Few picking appliances are needed for the peach in New York since the trees are trained so low most of the fruit can be picked from the ground or from a short step-ladder. The knack of peach-picking consists of tipping the fruit sidewise with a light twist which releases it from the branch without the bruise of a direct pull. The care in handling depends largely on the temperament of the picker—a coarse, careless ruffian cannot handle the tender-fleshed peach with the consideration it deserves. Women are much employed in picking peaches. Two systems of managing pickers are in vogue: They are employed by the day in charge of a competent foreman; or the picker is supplied with tickets or tally cards and is paid by the basket. The day-system is commonest and most satisfactory. When peach-picking is in full swing a man can pick 100 half-bushel baskets in a day of sorts like Elberta in which the fruits ripen at the same time, but the quantity grows smaller and smaller as the varieties decrease in size and increase in length of ripening-time. Peaches are usually graded and packed indoors, being brought under cover in special picking receptacles into which the fruit is put as it comes from the tree. Packing indoors is a comparatively modern innovation, the method a decade or two ago being to pack in the field as is occasionally done now, more especially for local markets.
Grading peaches is still a matter of local or personal practice in New York as it is the country over. No state seems yet to have regulated by law the grading of peaches, as several have done with the apple. The need is quite as great for such laws for one fruit as for the other, and no doubt grading peaches in New York will soon be regulated by the strong arm of the law as is grading apples. The essentials in good grading as now practiced are fair or large size for the variety, high and characteristic color, uniformity in size and color, freedom from bruises and insect and fungus injuries, and full and characteristic flavor for the variety. Peaches vary much in shape and pubescence depending on soil and climate—so much that through variations in these characters the identity of varieties is sometimes lost—but grading is not yet sufficiently refined to take note of either character. Good growers sort into at least three grades, counting culls.
Not solely as a matter of record but to inspire further progress as well, we record the fact that New York is behind the times in the package used in sending peaches to market. The antiquated Delaware package, a truncated cone holding a third- or a half-bushel, is now the most popular package with growers. This package is a poor carrier, clumsy and easily tipped over, its sides are so thin that the fruit bruises, it is easily opened by thieves and it is unattractive. The reason for its popularity among growers may be guessed when its sole merit is named—peaches need less sorting and are easily packed in this Delaware package. The grand jury of consumers, the country over, has declared for a smaller package for dessert peaches than the Delaware truncated cone and a larger one for culinary peaches. Better in every way, and more and more used by growers in the State are the several sizes of climax baskets. The best of all peach-packages, the Georgia carrier, is just coming into use in New York. It is a crate holding six four-quart till-baskets. These till-baskets are dainty and attractive, fulfilling well the adage "good goods come in small packages." The Georgia carrier is conceded by all to hold the palm of merit for long-distance shipments of dessert peaches. The bushel and half-bushel, round-bottom, farm type, the substantial cover supported by a stout peg between cover and bottom, are being more and more used for shipping the home canning supply. In western New York the bushel basket, if not now, promises soon to be the most popular of all peach-packages.
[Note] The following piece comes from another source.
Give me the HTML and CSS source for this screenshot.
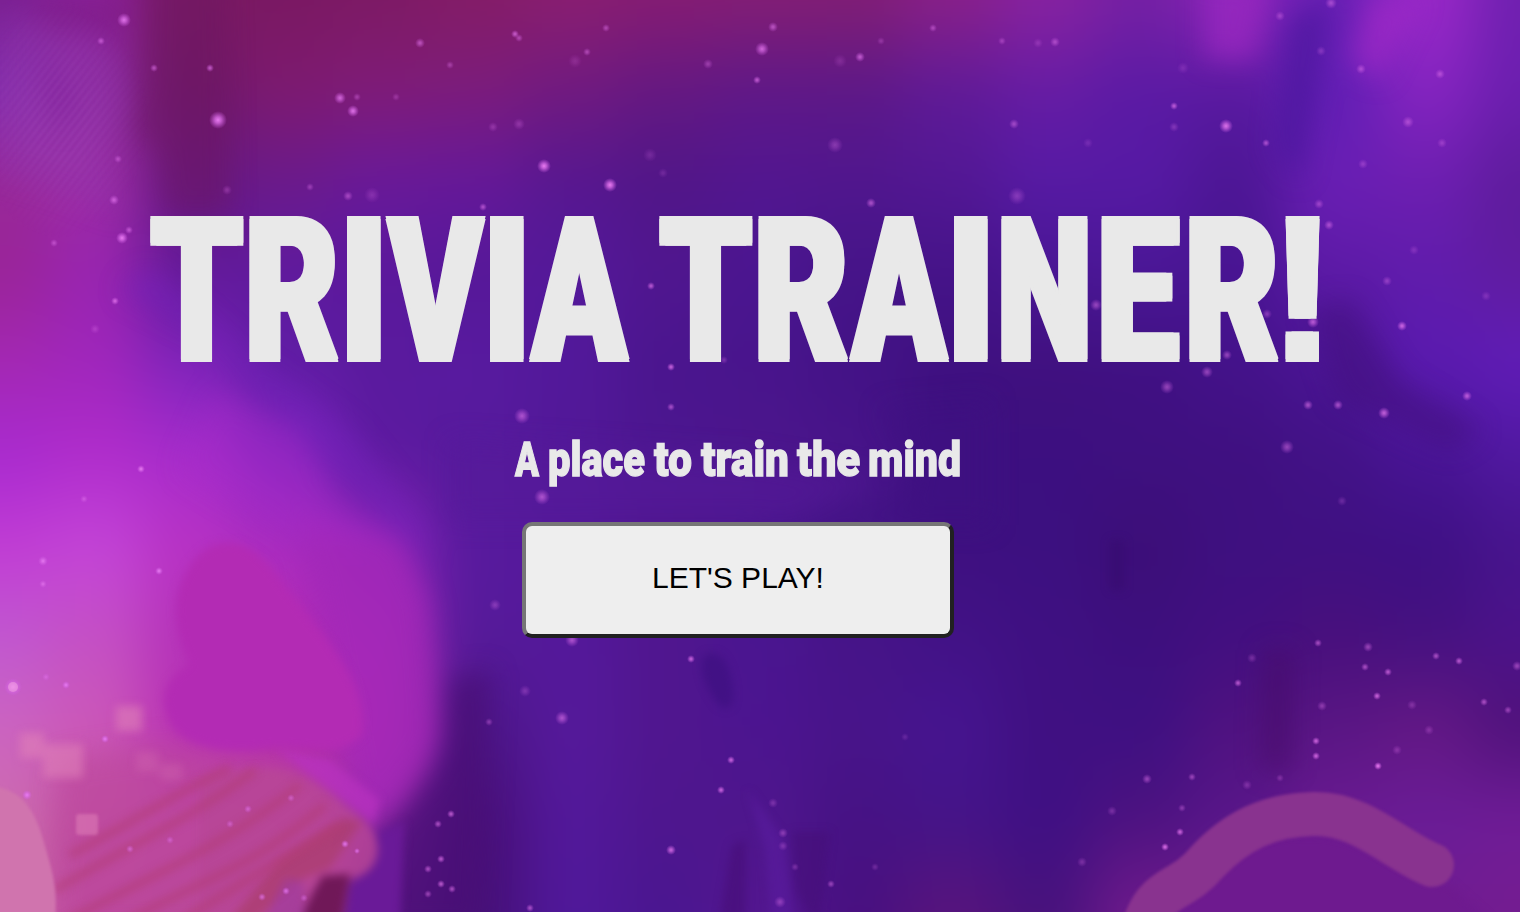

Our common commercial container, the Delaware basket, is seldom a packed package. The peaches are turned in, assorted somewhat as to size, and the top layer faced with the red cheek up. The climax basket requires more care in packing. The fruit must be arranged in layers and tiers according to the size of peach and basket. Skill and not a little ingenuity are displayed in packing the dainty till-baskets for the Georgia carrier, all depending on the size, uniformity and shape of the peach. The peaches are placed in rows and tiers which regularly alternate and cover much as in a box of packed apples. The peach-harvest in New York usually comes in pleasant weather so that the packing house is generally but a screen from the blaze of the sun, put up in the orchard. The packages, both before and after filling, are, of course, kept clean and dry under permanent cover.
The peach is so handsome and delectable, for that matter so pleasing to all of the senses, that every fruit-grower takes special pride in a finely-finished product going to market and more often than with any other fruit advertises his wares with a label. These show original ownership, where grown, often the variety, always the grade and usually advertise the whole farm and its product. Some growers have their labels registered in the United States Patent Office.
New York peach-growers profit more and more from cold-storage. Peaches can be kept for a few weeks in storage at the freezing point or just above but they soon lose texture and flavor on coming out and cannot compete with fresh peaches which reach the markets every day from some source from May until November. Precooling before shipment, now but coming into practice, is of inestimable value in the heat of the summer. The fruit is quickly packed and then cooled to 40° F. in a central station or by forcing cold air through loaded cars, and then goes under refrigeration to destination. In eastern New York peaches go mostly to New York City by night-boat but refrigerator service is an absolute necessity for western New York and has been very generally installed by the railroads of the region. The precooling station is to be the next step in advance.